**EXERCISE DETAILS**
Find each line with the word "components" and say how many there are, nothing else.

----

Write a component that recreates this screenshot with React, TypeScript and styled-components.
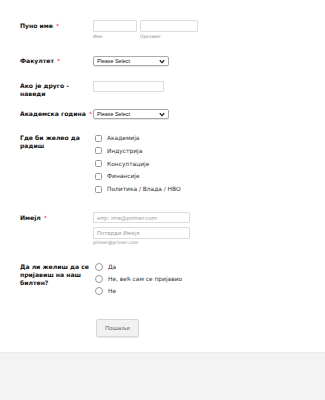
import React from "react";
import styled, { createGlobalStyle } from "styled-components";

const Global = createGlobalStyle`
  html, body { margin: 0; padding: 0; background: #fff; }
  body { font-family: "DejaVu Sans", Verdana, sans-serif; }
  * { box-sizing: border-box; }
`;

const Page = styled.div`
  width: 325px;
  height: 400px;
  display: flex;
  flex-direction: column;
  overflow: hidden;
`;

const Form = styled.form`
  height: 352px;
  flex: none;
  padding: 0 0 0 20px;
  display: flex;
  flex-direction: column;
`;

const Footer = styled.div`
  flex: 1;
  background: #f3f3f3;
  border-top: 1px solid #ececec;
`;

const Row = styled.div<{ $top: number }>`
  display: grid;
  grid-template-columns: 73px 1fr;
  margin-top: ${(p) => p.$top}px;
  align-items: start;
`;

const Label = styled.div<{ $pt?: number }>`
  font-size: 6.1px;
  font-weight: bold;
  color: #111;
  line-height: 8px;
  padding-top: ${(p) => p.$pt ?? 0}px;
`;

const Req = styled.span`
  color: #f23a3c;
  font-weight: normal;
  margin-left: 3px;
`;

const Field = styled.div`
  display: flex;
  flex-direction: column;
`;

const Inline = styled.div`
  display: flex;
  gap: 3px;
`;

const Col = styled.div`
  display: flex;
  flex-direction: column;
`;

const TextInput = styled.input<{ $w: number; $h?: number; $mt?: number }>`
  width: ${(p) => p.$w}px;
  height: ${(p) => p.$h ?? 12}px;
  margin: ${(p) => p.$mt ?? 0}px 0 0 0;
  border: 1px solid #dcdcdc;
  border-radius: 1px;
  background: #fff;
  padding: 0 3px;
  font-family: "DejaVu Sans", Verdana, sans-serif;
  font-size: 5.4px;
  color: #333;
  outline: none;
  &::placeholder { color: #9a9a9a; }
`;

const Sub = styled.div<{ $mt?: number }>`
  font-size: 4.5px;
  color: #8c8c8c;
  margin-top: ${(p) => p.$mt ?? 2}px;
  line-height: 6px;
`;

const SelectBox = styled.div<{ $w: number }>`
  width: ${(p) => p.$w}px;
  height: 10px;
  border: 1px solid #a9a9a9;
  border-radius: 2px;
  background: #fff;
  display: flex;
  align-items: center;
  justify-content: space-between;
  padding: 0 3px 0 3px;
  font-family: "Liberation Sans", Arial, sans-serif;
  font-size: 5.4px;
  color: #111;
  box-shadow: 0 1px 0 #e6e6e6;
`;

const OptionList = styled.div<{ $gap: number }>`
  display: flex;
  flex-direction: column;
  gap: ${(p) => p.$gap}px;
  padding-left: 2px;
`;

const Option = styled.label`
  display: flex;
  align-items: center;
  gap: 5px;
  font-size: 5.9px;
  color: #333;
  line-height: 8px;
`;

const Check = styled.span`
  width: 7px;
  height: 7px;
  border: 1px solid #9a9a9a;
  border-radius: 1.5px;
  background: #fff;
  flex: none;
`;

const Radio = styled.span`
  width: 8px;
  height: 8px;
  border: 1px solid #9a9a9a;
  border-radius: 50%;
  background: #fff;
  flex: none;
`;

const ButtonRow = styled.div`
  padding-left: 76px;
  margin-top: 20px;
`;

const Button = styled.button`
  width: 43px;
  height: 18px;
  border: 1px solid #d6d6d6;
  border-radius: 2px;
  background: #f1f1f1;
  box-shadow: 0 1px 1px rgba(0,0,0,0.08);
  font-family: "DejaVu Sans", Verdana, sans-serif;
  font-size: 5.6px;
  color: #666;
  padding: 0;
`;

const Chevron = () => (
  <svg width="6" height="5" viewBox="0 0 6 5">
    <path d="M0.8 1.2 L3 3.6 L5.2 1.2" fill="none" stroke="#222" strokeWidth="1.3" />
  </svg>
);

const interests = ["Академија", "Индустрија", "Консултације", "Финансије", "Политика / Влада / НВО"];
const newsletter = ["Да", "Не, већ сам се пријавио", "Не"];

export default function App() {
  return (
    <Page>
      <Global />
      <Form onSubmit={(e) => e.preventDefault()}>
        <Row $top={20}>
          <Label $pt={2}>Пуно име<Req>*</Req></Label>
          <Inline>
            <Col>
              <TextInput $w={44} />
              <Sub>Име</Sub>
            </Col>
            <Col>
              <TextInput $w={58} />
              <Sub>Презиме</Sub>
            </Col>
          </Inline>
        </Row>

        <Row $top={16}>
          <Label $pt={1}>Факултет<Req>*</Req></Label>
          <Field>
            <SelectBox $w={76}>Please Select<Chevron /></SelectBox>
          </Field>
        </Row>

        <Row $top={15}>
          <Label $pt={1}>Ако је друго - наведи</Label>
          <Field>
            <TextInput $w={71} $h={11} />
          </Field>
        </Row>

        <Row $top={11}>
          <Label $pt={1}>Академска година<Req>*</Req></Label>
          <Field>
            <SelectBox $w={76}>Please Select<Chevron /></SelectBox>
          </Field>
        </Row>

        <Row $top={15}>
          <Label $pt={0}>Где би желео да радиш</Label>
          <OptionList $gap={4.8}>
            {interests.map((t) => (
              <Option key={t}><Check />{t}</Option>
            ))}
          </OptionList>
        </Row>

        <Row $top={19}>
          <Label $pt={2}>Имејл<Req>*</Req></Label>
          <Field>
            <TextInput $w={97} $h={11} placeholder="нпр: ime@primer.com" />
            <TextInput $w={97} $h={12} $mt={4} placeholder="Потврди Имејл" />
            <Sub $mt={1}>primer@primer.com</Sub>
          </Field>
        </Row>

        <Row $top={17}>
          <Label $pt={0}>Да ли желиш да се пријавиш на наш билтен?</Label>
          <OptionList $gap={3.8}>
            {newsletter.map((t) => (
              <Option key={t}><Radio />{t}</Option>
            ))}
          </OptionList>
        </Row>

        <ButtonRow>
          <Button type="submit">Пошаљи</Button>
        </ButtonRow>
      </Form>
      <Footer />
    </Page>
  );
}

----

**OUTPUT FOR THIS TASK**
2